The Elephant Man
Time Out says
Bradley Cooper stomps all over this flimsy play about disfigured Victorian John Merrick
I like Bradley Cooper. You probably like Bradley Cooper. And because we both like Bradley Cooper we can understand why he’d find it liberating to get away from the everyman roles that have made him a Hollywood A-lister and do something a little different on stage. But did it have to be ‘The Elephant Man’?
Bernard Pomerance’s play about the disfigured Victorian sideshow attraction-turned-society darling John Merrick was a big Broadway hit 35 years ago, famously accommodating David Bowie’s only major stage role. But it really hasn’t aged well. It’s a thin character study that moves at an unseemly clip – Merrick goes from stuttering enigma to articulate manchild in the space of about five minutes – and it tries to mask its lack of depth by lobbing in a scattershot barrage of existential questions at the end. It’s not a total dud. But it’s a superficial piece that crams too much into its slender running time.
Famously, the role of Merrick involves no prosthetics or make-up. But in Scott Ellis’s wholesale Broadway transfer, that barely matters as Cooper trowels on the mannerisms: ruined hips, sagging face, one useless arm, a constant slobber and a strangely plummy voice. It is a formidably committed piece of Acting-with-a-capital-A, and in the likely event you’ve come purely to gawp at Cooper you’ll go home happy. But it made me uneasy: opening with a scene in which the buff star theatrically adopts Merrick’s disabilities one by one, it’s an ostentatiously full-on performance – bordering on ‘Tropic Thunder’s mythical ‘full retard’ – that draws our attention to the skill of actor, not the humanity of the man he’s playing.
I can’t help wonder what the difference is between Victorians paying to be titillated by a grotesque and millennials paying to be titillated by a Hollywood actor playing a grotesque (except we’re paying more).

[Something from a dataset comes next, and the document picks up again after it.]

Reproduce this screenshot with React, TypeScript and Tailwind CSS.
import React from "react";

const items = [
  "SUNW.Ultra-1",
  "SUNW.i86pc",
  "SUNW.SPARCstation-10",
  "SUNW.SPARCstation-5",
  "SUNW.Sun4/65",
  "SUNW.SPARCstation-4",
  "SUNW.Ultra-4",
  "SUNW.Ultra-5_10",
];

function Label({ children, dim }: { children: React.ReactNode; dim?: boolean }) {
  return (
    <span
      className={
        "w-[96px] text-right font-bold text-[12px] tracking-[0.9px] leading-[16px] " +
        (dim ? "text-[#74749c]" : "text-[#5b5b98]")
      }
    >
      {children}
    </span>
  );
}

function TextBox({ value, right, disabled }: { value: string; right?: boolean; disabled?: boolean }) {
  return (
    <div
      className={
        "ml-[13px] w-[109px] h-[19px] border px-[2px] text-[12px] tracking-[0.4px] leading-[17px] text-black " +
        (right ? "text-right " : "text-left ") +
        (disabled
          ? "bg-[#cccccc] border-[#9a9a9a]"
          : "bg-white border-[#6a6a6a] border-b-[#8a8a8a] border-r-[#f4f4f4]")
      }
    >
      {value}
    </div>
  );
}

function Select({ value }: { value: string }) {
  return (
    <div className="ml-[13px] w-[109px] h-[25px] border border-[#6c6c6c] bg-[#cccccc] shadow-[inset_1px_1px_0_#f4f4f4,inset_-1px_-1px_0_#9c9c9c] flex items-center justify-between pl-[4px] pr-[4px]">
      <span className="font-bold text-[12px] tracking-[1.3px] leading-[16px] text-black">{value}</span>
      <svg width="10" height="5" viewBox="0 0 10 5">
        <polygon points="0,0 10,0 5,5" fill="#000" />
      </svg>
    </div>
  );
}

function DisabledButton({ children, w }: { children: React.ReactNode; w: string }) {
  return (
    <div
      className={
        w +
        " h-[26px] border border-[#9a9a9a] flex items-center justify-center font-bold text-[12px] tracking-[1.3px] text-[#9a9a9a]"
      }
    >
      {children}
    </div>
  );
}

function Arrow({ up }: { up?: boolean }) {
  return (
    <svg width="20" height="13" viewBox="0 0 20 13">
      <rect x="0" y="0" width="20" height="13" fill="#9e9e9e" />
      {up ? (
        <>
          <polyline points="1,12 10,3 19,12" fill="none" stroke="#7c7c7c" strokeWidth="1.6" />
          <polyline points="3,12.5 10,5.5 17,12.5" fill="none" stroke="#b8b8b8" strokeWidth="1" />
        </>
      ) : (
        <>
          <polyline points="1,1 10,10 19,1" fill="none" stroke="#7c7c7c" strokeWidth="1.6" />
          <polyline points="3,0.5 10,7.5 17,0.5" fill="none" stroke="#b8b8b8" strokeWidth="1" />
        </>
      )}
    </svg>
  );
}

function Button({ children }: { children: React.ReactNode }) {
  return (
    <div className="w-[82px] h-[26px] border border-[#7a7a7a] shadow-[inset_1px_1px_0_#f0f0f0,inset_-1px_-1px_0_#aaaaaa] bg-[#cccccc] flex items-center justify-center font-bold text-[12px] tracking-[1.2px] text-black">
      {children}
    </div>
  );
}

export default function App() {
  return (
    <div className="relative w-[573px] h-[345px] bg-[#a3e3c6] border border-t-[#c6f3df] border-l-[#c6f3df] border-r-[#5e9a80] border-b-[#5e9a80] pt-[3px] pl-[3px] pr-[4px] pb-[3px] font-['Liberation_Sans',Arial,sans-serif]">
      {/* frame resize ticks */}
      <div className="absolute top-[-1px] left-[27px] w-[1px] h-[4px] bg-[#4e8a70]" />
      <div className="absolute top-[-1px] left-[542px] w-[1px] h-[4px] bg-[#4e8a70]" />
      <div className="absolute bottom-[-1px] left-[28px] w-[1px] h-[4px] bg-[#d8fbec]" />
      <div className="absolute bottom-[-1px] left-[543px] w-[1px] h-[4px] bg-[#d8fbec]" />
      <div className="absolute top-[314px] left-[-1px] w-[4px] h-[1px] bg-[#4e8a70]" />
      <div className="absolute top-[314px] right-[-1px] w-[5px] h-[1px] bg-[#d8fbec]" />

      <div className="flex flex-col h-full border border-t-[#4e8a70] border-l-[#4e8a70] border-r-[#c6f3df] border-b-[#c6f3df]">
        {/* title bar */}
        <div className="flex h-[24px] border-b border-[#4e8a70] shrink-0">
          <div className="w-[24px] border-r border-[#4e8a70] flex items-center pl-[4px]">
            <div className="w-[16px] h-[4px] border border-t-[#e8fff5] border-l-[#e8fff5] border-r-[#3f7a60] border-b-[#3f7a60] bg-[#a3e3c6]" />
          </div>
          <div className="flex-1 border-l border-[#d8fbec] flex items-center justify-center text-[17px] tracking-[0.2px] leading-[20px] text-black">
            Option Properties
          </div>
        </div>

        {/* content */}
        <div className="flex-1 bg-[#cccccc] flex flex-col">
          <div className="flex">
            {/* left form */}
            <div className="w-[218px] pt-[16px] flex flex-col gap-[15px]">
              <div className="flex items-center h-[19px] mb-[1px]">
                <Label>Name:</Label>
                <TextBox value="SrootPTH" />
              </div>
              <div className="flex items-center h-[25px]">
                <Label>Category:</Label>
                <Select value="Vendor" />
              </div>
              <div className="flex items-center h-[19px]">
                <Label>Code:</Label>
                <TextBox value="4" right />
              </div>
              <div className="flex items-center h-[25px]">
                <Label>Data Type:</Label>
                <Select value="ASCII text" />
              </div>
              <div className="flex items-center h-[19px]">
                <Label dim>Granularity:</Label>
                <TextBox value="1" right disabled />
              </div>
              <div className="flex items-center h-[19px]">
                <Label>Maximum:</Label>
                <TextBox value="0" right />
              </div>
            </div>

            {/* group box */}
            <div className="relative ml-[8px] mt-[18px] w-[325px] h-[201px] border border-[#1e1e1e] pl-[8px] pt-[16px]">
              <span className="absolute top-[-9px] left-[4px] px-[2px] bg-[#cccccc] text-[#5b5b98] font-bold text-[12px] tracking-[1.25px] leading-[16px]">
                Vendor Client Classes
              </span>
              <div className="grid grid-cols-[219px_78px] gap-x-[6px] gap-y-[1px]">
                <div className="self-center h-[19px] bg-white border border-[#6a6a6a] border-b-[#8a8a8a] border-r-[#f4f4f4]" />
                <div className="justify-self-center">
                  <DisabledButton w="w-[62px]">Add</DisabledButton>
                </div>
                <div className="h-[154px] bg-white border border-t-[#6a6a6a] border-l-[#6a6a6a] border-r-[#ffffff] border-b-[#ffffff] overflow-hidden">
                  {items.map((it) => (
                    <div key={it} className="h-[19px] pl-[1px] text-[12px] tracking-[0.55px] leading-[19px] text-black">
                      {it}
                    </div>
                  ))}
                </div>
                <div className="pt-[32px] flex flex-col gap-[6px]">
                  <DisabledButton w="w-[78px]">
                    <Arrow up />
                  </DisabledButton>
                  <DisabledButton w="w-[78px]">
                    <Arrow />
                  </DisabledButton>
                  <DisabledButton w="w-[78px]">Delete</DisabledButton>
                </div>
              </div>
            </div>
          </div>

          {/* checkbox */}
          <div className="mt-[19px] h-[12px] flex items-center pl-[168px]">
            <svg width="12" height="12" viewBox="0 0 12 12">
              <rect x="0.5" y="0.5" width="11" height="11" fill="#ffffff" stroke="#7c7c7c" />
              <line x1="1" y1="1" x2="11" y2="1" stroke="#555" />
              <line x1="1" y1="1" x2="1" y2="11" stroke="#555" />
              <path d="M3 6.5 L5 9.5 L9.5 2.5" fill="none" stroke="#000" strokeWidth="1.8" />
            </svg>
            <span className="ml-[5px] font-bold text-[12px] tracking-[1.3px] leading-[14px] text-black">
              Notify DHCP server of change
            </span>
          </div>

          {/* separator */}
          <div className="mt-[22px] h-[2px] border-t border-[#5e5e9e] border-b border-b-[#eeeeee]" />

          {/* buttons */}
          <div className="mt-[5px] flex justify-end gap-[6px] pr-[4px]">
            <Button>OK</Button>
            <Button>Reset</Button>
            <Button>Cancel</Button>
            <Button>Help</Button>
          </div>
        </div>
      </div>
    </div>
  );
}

Though the Victoriana of Ellis’s production feels very undercooked, the all-American cast generally acquit themselves well, and there are good turns from Alessandro Nivola as Frederick Treves, the dashing doctor who rescues Merrick from the streets, and Patricia Clarkson as Mrs Kendal, the actor who develops a strange, wistful bond with the so-called ‘Elephant Man’.